Procedural Control Fundamentals (ASE - 5) Flashcards
Procedural Control
Procedural control is a combination of the methods, established procedures and standards for the safe deconfliction and accountability of airborne assets in situations where positive radar control is limited, unavailable or undesired.
Methods of Procedural Control
Formal/Informal Airspace Control Measures
As you have read in previous chapters, the airspace control order will contain many of the measures used in an operations area to deconflict aircraft. Aircraft will obey different traffic patterns when ingressing, egressing and over the target area depending on aircraft type and mission. Often, C2 assets (such as AWACS) do not have the resources or have systems limitations that may prevent accurate deconfliction of all aircraft at a given time.
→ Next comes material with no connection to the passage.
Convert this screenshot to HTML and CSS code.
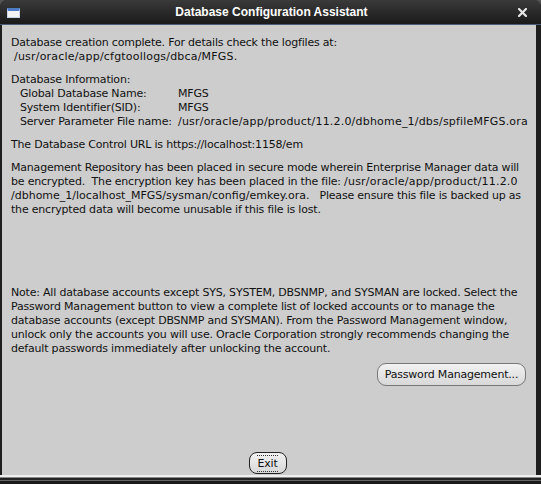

So aircraft follow methods such as transit levels, or minimum risk routes and even ingress routes known as front streets or back streets to ensure fratricide is avoided, and safety is adhered to.
Prerequisites for Procedural Control
Established Airspace Control Orders
Communications Network
Skilled Aircrew and Controllers (most important)
Command and Control
Kill Box and Keypad Airspace Deconfliction
Aircraft will be assigned airspace that is de-conflicted laterally and vertically from all other aircraft. Aircraft working co-altitude can work adjacent airspace; aircrews must be notified of active adjacent airspace. At times aircrews may request to work certain quadrants of individual keypads.
Kill Box Overlay
Numbers increase bottom to top
Letters increase Left to Right
KILLBOX DECONFLICTION
Air-to-surface and surface-to-surface indirect fires can be deconflicted by altitude, lateral/geographic, or time separation (Or, some combination of the three). The establishing authority (EA) HQ will coordinate with the air component to define the appropriate deconfliction technique.